For some strange reason, I do not think this is what Jay Powell had in mind with “higher for longer” or whatever nonsense he’s been spouting lately.

While the US citizenry screams bloody murder about the embedded inflation created by its financial overlords, a bigger threat approaches the Asian Tigers once again and that is the disaster of a dollar too strong for those nations to repay any dollar denominated debt to offset their own bad economic decisions via trusting our corrupt financial system in the United States.

For Japan, this is not a bid deal yet and as of tonight, the “intervention” and lip service announced by the Bank of Japan is just as big a joke as I announced in my last article on the subject:

So two trips to 155, two failures. Two interventions, two failures.

In the long term, it means the BoJ has an almost unwritten policy of only offering “resistance” to a weaker Yen versus the dollar but the truth is they do not want to be married to the US Treasury market or the whims of the Mushroom Lady, just like many other nations after witnessing what has happened in the past four years.

Unfortunately for the Bank of Japan, they have little choice as this time.
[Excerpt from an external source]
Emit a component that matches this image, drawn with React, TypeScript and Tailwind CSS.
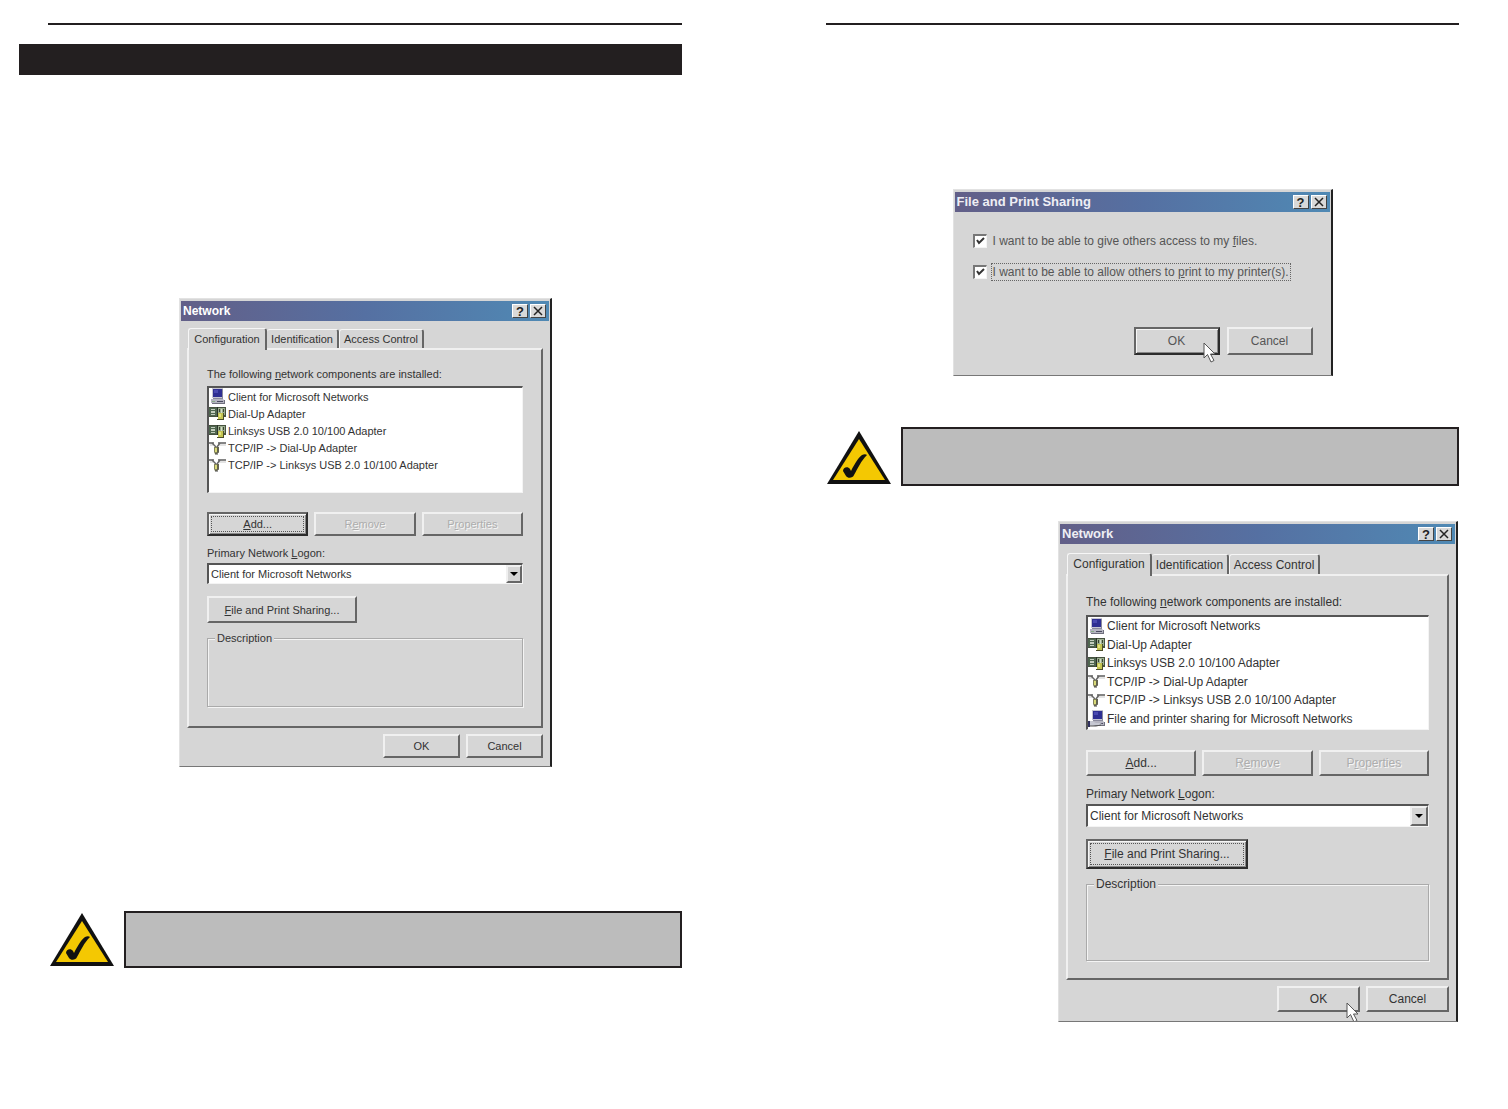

When, not if, China decides to devalue the Yuan versus the dollar, if the Yen is too strong their mass array of consumer products being sold in China will become too expensive. For Japan, the ability to become a discount seller to the US, even if it means a reduction in corporate margins, is an acceptable outcome; especially since it will become a bigger boon to their products being manufactured to and for China.

For this reason, and the current economic instability in Europe, the US Dollar index is primed for a massive move in the weeks and months ahead well above the 110 level on the popular DXY.

If the US endures a major break above 115 however, while theoretically anti-inflationary, it could create a financial crisis which would mean a crash in risk assets, aka, equities and high yield bonds inside the US and Europe. In the end this would leave the US, in a perverse the world is on fire sort of way the most attractive investment with the best return in the short term but punishing inflation accelerating on consumer goods and services for American citizens.

Most of the Wall Street crowd will view this as “deflationary” and according to historical norms that would be the correct assessment.

However in this current fiscal inflationary environment, with a US Treasury Secretary hell bent on implementing Modern Monetary Theory to contain or inflate US debt levels away, a harsh if not downright severe course of action in coordination with global central banks to reset the dollar’s value could occur without warning.

The American consumer can and will be sacrificed to attain this goal.

That is why this author believes that a higher dollar will indeed lead to greater inflation in the long run. There is no feasible path for the United States to grow out of its fiscal morass, thus if we do indeed see a sudden surge in the dollar’s value against the majority of the major global currencies over the summer as the charts seem to indicate, a larger inflationary wave will probably wash ashore upon the US citizenry in 2025.